Available data:
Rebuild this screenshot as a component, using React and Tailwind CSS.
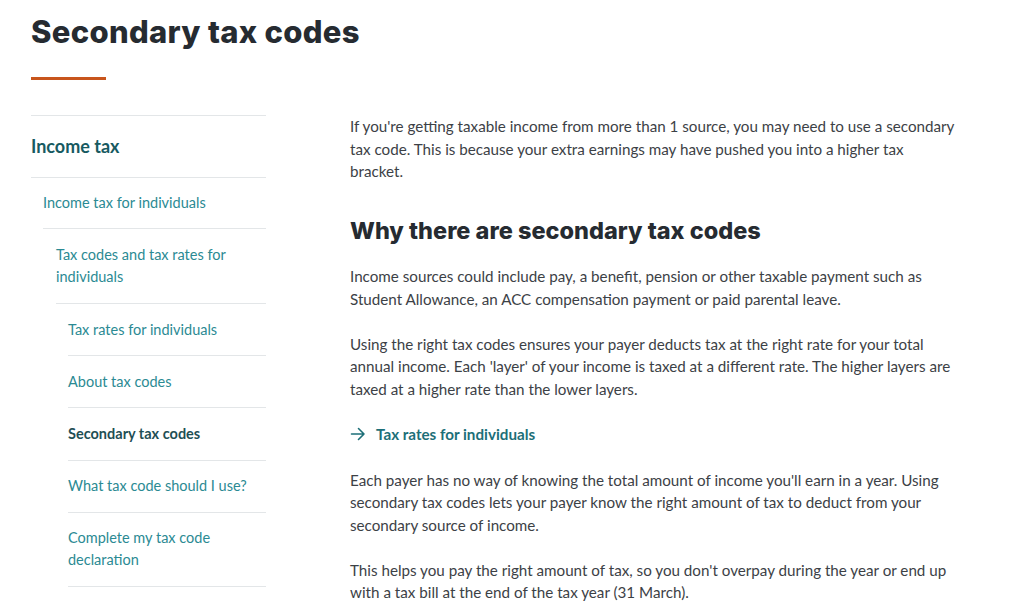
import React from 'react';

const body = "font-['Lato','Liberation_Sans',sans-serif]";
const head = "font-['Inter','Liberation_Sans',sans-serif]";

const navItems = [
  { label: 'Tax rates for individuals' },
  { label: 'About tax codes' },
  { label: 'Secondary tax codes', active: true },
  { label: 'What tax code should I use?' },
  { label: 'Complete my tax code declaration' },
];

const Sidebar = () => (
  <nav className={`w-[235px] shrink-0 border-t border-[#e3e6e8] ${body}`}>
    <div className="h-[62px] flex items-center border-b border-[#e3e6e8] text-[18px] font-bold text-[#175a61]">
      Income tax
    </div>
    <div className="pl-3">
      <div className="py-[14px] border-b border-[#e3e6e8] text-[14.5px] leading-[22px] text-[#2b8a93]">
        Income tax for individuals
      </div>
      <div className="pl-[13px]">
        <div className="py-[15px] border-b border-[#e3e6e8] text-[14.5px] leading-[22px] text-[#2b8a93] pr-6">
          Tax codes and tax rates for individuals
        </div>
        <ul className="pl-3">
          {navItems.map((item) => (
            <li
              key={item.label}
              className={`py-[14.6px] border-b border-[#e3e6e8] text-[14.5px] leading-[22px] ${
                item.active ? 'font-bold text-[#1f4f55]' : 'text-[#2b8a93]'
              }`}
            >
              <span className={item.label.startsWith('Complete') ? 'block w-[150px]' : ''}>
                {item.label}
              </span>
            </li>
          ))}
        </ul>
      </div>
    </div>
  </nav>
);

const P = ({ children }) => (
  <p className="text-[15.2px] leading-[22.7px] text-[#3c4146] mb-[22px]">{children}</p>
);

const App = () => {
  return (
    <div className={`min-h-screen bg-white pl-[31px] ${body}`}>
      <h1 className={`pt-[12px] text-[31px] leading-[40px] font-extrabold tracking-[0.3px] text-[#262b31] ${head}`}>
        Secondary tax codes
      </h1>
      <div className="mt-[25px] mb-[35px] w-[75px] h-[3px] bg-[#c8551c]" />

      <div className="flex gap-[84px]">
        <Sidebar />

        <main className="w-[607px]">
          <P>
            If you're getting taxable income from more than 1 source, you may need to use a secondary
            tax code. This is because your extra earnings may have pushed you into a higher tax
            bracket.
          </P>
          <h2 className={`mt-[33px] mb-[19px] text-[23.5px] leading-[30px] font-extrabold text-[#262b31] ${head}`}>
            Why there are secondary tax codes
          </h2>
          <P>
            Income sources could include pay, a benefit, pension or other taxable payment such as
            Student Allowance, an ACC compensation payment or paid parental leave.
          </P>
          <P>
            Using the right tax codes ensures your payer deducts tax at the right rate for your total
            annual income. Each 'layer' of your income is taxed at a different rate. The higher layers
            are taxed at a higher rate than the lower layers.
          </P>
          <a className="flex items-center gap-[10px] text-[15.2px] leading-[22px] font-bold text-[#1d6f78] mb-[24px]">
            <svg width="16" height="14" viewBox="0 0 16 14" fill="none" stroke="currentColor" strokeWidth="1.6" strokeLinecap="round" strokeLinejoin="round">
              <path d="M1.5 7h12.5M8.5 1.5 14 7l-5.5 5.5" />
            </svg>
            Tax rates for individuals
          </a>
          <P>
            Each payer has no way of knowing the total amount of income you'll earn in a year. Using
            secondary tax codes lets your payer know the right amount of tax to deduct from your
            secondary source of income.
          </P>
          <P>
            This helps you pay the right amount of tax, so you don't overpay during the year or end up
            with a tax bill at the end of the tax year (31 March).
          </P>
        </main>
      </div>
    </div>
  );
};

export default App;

Required work: Every line that holds the word "React" should be extracted.

Worked answer:
Rebuild this screenshot as a component, using React and Tailwind CSS.
import React from 'react';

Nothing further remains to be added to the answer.